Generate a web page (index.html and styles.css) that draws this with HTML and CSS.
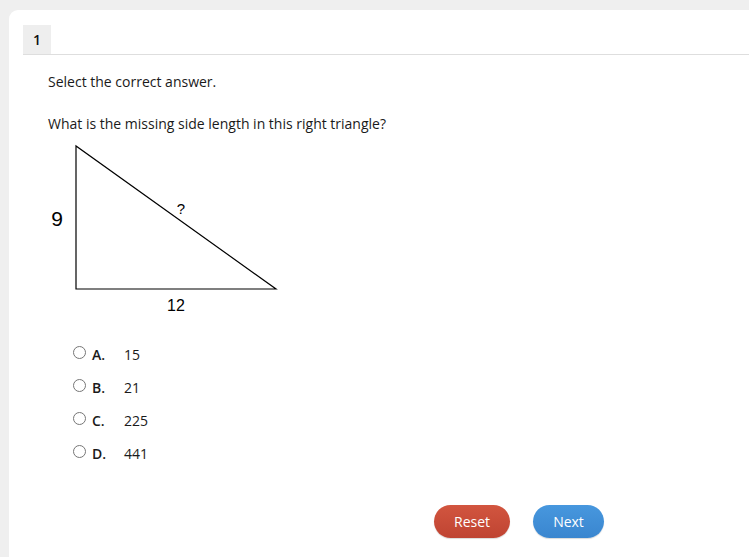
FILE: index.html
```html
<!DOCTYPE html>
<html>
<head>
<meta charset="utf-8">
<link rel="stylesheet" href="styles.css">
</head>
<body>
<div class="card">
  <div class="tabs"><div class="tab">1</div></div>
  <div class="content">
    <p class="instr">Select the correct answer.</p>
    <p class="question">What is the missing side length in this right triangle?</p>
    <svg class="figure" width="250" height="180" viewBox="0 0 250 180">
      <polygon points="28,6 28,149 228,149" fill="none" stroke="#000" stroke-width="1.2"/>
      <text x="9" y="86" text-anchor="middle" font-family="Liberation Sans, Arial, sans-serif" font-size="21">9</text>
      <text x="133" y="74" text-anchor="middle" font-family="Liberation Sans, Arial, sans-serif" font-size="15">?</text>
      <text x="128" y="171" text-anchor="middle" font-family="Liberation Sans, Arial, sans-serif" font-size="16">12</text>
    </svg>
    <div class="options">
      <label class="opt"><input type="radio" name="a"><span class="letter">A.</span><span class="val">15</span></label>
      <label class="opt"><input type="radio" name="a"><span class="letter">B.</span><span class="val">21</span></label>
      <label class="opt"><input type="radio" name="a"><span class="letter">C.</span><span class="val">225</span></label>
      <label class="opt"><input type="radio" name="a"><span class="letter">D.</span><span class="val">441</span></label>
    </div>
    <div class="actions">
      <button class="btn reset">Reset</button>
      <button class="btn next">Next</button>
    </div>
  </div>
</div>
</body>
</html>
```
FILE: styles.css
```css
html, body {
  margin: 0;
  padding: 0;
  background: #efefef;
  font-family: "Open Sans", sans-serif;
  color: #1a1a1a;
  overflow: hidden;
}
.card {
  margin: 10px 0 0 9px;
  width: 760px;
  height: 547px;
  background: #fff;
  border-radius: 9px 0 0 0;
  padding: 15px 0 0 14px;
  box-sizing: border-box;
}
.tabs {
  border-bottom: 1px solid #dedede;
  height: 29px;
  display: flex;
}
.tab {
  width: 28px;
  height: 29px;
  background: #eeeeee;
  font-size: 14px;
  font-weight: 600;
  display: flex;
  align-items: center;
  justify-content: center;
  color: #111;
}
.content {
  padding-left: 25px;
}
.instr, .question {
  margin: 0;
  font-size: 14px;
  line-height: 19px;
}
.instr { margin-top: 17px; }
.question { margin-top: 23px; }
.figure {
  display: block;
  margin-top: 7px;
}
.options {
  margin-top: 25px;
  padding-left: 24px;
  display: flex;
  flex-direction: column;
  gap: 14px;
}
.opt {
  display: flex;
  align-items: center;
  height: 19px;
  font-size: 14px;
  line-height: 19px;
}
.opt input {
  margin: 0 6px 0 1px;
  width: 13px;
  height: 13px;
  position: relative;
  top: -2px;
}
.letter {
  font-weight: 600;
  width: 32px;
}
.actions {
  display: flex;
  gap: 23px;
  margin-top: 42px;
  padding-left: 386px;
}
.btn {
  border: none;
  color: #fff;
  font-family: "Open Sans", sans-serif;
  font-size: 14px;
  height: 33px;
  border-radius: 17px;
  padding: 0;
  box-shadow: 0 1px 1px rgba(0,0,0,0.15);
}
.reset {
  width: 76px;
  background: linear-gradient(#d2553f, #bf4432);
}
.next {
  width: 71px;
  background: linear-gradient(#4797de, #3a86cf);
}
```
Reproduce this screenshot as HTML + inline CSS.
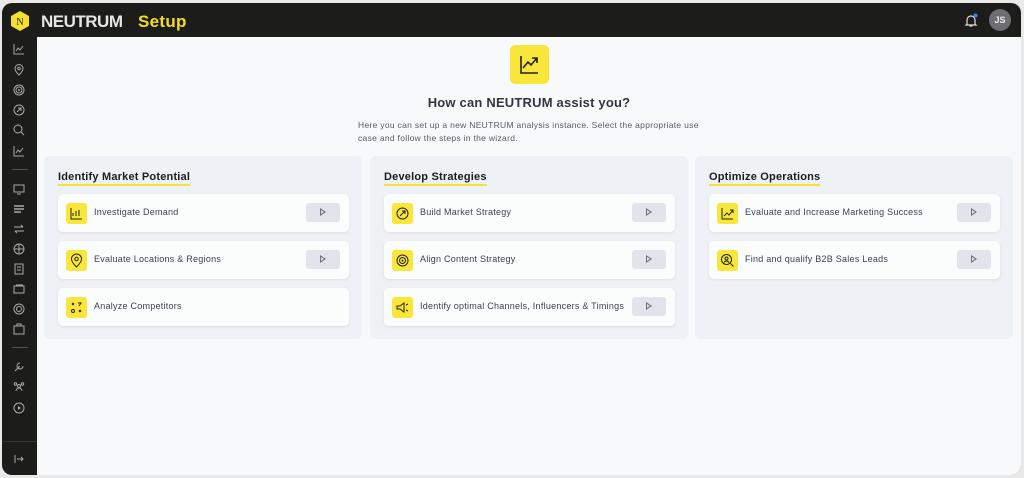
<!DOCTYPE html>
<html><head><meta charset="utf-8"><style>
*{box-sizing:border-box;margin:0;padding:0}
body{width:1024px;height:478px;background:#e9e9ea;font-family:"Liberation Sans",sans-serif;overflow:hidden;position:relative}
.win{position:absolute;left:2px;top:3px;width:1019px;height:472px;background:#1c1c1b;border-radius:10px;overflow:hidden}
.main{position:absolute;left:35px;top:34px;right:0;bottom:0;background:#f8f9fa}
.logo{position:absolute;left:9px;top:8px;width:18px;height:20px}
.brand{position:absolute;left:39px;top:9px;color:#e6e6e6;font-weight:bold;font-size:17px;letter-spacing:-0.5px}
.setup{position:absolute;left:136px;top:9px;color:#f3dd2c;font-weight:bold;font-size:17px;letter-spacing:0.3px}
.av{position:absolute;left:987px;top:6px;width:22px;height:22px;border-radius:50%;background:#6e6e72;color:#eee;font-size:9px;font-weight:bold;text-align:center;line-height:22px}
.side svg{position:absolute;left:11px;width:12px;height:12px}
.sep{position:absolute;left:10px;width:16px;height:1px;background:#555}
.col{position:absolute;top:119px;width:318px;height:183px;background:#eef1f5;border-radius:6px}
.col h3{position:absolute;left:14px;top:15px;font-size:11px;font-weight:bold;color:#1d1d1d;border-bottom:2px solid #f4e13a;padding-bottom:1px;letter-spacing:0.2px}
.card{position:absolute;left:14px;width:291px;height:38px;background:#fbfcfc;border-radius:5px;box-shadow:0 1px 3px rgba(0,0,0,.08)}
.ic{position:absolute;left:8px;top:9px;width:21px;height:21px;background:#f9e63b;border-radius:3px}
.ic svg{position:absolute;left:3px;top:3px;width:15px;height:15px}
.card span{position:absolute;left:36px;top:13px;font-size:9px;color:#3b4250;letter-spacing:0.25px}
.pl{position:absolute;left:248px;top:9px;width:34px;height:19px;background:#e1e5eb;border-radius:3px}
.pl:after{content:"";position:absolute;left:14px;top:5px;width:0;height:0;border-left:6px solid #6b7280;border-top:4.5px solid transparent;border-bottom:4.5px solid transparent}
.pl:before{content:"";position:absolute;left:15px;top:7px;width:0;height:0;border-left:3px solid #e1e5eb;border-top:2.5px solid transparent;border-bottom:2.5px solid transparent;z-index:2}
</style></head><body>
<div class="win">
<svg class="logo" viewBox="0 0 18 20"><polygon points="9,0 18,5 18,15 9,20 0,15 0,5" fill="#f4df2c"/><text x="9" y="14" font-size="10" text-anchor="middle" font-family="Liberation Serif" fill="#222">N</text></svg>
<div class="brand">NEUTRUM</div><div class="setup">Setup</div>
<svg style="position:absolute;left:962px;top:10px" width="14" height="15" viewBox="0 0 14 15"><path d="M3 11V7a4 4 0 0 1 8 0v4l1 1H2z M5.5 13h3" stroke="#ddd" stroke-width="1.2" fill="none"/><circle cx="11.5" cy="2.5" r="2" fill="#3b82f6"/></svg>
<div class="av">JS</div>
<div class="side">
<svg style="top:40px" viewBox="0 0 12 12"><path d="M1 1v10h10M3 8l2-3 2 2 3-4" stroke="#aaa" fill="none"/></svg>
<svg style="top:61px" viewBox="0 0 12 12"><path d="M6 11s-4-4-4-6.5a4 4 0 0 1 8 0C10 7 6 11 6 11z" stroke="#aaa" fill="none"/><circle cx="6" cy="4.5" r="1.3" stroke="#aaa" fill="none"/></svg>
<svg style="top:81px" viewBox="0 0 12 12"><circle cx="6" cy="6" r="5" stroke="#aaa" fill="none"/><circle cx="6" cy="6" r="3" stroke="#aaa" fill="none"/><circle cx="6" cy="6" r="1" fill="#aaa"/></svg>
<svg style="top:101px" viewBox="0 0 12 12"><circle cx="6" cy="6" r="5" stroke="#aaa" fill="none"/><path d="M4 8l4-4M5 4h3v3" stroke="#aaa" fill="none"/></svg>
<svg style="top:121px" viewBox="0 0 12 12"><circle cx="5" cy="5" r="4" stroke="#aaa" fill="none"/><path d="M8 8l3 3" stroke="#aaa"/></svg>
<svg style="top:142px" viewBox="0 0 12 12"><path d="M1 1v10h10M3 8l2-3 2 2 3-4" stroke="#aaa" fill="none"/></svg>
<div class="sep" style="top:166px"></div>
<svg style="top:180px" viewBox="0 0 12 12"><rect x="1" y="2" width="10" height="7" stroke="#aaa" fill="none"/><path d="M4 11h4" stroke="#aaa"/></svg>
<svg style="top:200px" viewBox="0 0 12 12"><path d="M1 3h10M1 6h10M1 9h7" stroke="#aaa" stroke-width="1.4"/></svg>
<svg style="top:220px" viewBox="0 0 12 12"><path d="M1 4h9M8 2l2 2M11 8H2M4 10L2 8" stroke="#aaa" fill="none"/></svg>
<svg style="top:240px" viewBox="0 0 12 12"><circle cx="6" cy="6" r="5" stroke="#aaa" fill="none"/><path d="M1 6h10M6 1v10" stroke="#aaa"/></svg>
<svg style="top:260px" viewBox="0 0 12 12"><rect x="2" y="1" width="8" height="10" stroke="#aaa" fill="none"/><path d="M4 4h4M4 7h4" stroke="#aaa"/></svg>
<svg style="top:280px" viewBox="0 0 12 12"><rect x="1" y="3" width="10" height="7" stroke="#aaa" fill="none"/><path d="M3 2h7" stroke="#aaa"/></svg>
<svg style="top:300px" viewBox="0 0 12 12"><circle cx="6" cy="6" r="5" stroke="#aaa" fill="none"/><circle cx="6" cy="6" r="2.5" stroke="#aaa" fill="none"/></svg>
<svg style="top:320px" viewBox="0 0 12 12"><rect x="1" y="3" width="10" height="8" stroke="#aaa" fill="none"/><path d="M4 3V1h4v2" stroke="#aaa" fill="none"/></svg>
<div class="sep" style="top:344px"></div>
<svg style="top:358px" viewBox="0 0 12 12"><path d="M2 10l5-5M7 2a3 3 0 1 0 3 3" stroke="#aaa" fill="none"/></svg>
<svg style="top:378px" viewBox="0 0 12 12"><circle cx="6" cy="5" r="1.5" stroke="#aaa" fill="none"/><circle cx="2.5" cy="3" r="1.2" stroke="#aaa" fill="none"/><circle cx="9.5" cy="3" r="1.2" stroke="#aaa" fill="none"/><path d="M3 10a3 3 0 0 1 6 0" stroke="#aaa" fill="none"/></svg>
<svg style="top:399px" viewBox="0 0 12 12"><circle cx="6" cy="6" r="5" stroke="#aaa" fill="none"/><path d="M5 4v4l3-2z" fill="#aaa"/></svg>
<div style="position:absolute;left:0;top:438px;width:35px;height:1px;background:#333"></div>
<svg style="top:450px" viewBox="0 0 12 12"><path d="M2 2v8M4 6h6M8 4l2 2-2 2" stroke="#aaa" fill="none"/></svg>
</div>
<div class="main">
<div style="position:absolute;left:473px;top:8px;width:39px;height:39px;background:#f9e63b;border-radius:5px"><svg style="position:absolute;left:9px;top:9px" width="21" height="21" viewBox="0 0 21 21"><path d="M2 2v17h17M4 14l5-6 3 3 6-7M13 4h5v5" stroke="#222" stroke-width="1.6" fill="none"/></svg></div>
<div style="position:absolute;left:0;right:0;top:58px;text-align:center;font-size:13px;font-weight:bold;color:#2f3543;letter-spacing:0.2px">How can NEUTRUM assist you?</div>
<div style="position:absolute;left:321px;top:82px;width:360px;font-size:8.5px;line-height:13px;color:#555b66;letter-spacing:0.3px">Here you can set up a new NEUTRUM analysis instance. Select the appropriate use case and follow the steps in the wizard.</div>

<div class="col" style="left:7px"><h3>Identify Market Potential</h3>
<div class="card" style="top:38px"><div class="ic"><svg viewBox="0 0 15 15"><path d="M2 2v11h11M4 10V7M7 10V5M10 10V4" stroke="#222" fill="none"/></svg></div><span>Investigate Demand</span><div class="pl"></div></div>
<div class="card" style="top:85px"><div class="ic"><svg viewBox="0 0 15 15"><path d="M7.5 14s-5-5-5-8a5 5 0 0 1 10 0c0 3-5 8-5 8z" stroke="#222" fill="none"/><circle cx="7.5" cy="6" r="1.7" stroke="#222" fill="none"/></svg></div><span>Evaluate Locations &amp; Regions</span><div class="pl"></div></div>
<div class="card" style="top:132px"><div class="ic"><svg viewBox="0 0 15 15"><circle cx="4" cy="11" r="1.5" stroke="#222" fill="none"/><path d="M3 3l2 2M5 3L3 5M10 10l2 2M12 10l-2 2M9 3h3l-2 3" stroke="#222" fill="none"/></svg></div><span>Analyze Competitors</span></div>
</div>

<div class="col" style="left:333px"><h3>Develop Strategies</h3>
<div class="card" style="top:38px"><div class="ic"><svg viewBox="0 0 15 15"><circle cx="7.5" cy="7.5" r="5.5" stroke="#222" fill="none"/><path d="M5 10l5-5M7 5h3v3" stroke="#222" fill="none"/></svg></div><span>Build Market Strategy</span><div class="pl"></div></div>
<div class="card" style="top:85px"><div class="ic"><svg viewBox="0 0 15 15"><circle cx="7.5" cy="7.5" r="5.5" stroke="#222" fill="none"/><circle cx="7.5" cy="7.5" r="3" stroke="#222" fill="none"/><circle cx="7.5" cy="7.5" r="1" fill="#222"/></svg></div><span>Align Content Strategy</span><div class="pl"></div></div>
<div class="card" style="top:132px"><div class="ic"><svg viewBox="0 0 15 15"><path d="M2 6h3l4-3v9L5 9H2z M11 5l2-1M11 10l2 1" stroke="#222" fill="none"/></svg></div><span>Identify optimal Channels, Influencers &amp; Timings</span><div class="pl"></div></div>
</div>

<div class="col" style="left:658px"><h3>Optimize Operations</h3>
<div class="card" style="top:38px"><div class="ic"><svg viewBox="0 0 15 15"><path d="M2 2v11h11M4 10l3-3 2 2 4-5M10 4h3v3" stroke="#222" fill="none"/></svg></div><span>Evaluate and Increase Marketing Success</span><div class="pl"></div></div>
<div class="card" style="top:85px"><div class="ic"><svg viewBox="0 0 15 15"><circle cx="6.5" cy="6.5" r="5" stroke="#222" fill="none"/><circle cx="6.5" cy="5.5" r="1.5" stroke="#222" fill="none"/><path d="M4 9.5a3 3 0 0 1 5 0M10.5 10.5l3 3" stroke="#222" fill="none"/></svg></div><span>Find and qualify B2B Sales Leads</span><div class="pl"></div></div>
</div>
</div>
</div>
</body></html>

════

* **Task directions**
Gather each line of the listing that holds the string "styles".

* **Complete response**
Generate a web page (index.html and styles.css) that draws this with HTML and CSS.
<link rel="stylesheet" href="styles.css">
FILE: styles.css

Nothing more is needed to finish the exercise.